In this conversation with aide Pat Buchanan, the President made clear that he welcomed the challenge.
President Nixon and Pat Buchanan
President Nixon: On the Poff thing, as you are probably aware—
Pat Buchanan: Mm-hmm.
President Nixon: Its problem is that he did not practice much law, you know.
Buchanan: Right.
President Nixon: [with Buchanan assenting] He has no—he just went right into Congress, so we’re trying to get . . . We don’t want to walk in there and have the damn people of the Senate turn him down for that reason. But there, we’re going to try to enlist [Brooklyn congressman and Judiciary Committee chairman] Manny Celler and a few others to say, well, that Judiciary Committee service [for] ten years is an equivalent, see?

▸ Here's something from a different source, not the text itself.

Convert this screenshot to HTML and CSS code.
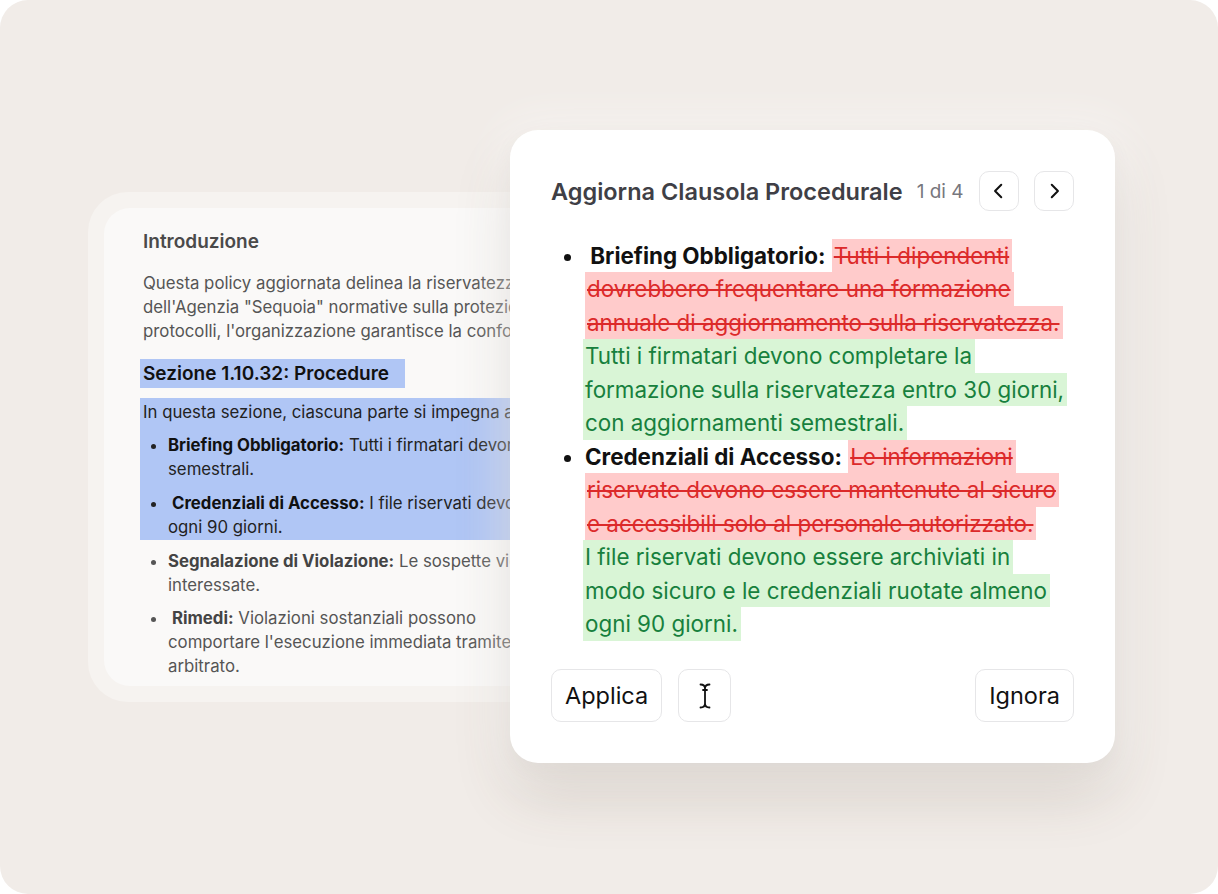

Buchanan: Right, sir. Mm-hmm.
President Nixon: Right. Right. Right. But . . . it seems to be moving all right, but . . . I think, actually, that that’s bound to have a very salutary effect on our Southern friends, don’t you think?
Buchanan: Sure.
President Nixon: Substituting Poff for Black. God, it’s . . . Here you’ve got a strict constructionist conservative who signed the Southern Manifesto. And frankly, it’s fine. Let some of those that are—the libs vote against him on that.
Buchanan: That will really split the Democrats in the Senate, I would imagine.
President Nixon: Yeah. Right.
Buchanan: Right down the line on that thing.
President Nixon: Yeah. Yeah. I just hope to Christ we get the votes.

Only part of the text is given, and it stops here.